My favorite nonfiction of 2011 was Broken Republic, a collection of three essays by Arundhati Roy that later came out in the United States under the title Walking with the Comrades. That was also the name of the book’s centerpiece, a remarkable work of reportage, adventure, and analysis, originally published in Outlook. Roy traveled deep into the Dantewada forest of east-central India, where mining interests are taking over and clearing indigenous land, in violation of constitutional protections for Adivasi (“tribal”) people, yet with support from the government and its CRPF paramilitary police. Fighting the dispossession are indigenous activists and, saliently, a Maoist insurgency—the extension of the Naxalite movement of the 1970s—that has provided defense and services to Adivasis yet has its own ideological priorities and organizational flaws. As Roy moves through the forest and villages with these “comrades” and meets the communities they claim to represent, she grounds the vast, swirling issues at stake—political, economic, environmental—in the lives of the people at the vortex. A masterpiece of engagé journalism, her report is all the more haunting when one considers that battles of this kind are occurring all over fast-growing India, where land and minerals are precious but lives—at least those in certain categories—are terribly cheap.

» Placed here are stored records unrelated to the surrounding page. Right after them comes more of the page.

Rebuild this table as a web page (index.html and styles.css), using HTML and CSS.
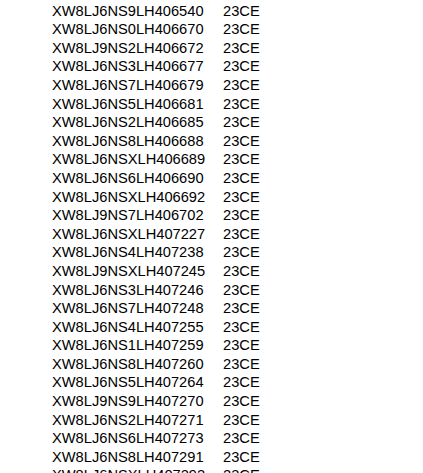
FILE: index.html
```html
<!DOCTYPE html>
<html lang="en">
<head>
  <meta charset="UTF-8">
  <title>VIN list</title>
  <link rel="stylesheet" href="styles.css">
</head>
<body>
  <div class="vin-list">
    <div class="row"><span class="vin">XW8LJ6NS9LH406540</span><span class="code">23CE</span></div>
    <div class="row"><span class="vin">XW8LJ6NS0LH406670</span><span class="code">23CE</span></div>
    <div class="row"><span class="vin">XW8LJ9NS2LH406672</span><span class="code">23CE</span></div>
    <div class="row"><span class="vin">XW8LJ6NS3LH406677</span><span class="code">23CE</span></div>
    <div class="row"><span class="vin">XW8LJ6NS7LH406679</span><span class="code">23CE</span></div>
    <div class="row"><span class="vin">XW8LJ6NS5LH406681</span><span class="code">23CE</span></div>
    <div class="row"><span class="vin">XW8LJ6NS2LH406685</span><span class="code">23CE</span></div>
    <div class="row"><span class="vin">XW8LJ6NS8LH406688</span><span class="code">23CE</span></div>
    <div class="row"><span class="vin">XW8LJ6NSXLH406689</span><span class="code">23CE</span></div>
    <div class="row"><span class="vin">XW8LJ6NS6LH406690</span><span class="code">23CE</span></div>
    <div class="row"><span class="vin">XW8LJ6NSXLH406692</span><span class="code">23CE</span></div>
    <div class="row"><span class="vin">XW8LJ9NS7LH406702</span><span class="code">23CE</span></div>
    <div class="row"><span class="vin">XW8LJ6NSXLH407227</span><span class="code">23CE</span></div>
    <div class="row"><span class="vin">XW8LJ6NS4LH407238</span><span class="code">23CE</span></div>
    <div class="row"><span class="vin">XW8LJ9NSXLH407245</span><span class="code">23CE</span></div>
    <div class="row"><span class="vin">XW8LJ6NS3LH407246</span><span class="code">23CE</span></div>
    <div class="row"><span class="vin">XW8LJ6NS7LH407248</span><span class="code">23CE</span></div>
    <div class="row"><span class="vin">XW8LJ6NS4LH407255</span><span class="code">23CE</span></div>
    <div class="row"><span class="vin">XW8LJ6NS1LH407259</span><span class="code">23CE</span></div>
    <div class="row"><span class="vin">XW8LJ6NS8LH407260</span><span class="code">23CE</span></div>
    <div class="row"><span class="vin">XW8LJ6NS5LH407264</span><span class="code">23CE</span></div>
    <div class="row"><span class="vin">XW8LJ9NS9LH407270</span><span class="code">23CE</span></div>
    <div class="row"><span class="vin">XW8LJ6NS2LH407271</span><span class="code">23CE</span></div>
    <div class="row"><span class="vin">XW8LJ6NS6LH407273</span><span class="code">23CE</span></div>
    <div class="row"><span class="vin">XW8LJ6NS8LH407291</span><span class="code">23CE</span></div>
    <div class="row"><span class="vin">XW8LJ6NSXLH407292</span><span class="code">23CE</span></div>
  </div>
</body>
</html>
```

FILE: styles.css
```css
html, body { margin: 0; background: #fff; }
body { height: 473px; overflow: hidden; }
.vin-list {
  padding: 1.6px 0 0 52px;
  font-family: "Liberation Sans", Arial, sans-serif;
  font-size: 14.67px;
  line-height: 18.6px;
  color: #000;
}
.row {
  display: grid;
  grid-template-columns: 171px auto;
}
```
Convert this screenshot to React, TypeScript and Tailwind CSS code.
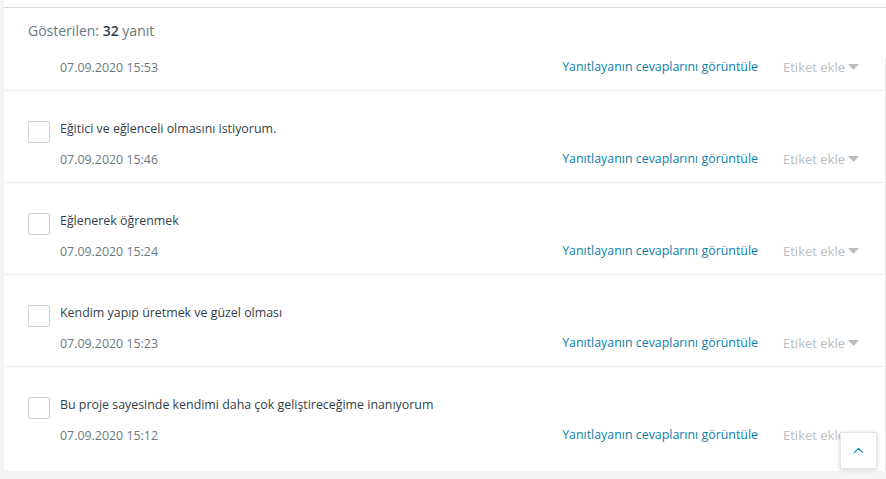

Now Roy’s reporting and that of other critics (for instance Neelesh Mishra and Rahul Pandita’s The Absent State has a soundtrack of sorts, in the Word Sound Power project of Delhi-based reggae MC Taru Dalmia, who performs under the name Delhi Sultanate, and his colleagues Chris McGuinness and Samrat Bharadwaj. In 2010 the three traveled to the Punjab village of Bant Singh, a Dalit (“untouchable”) rural laborer, activist and singer, to record a series of reggae-meets-Punjabi revolutionary songs. Singh had lost three limbs in a revenge attack after he successfully filed charges against the upper-caste men who raped his daughter—the kind of rural caste violence and enforcement ongoing in many parts of the country. The Bant Singh Project (watch the mini-documentary) not only showed Singh to be still in full voice, but made his story more widely known in India as well as on international reggae and electronica dance floors. (The Caravan had this 2010 story on the project; I interviewed Dalmia for MTV Desi last year.)

For Dalmia and friends, though, this is only the first in what they hope to make a series of musical projects that raise awareness in partnership with the people and communities that are losing lives, resources, and dignity amid India’s boom. This brought them last August to Kucheipadar village in Odisha (the new name for Orissa state), another place where Adivasis and Maoists are fighting mining interests and police, in the same conflict belt where Roy took her journey. “Blood Earth” is the title of the resulting music and film project in development; a trailer video and the first music track are online, and a related exhibition was held last month at the Max-Mueller Bhavan in Delhi.

I had a drink with Dalmia in Delhi early this year; some of the new Word Sound Power projects aren’t yet ready to be publicized, but both the method—deep immersion, on-site mobile studios, films that document the struggle in the voices of their participants—and the ambition are impressive. The work promises a kind of alternative encyclopedia of India’s economic transformation, an interesting model of creative collaboration across class and background lines, and—one may hope—a tool for mobilization in the face of a grinding and violent power dynamic that has more than a faint air of inexorability.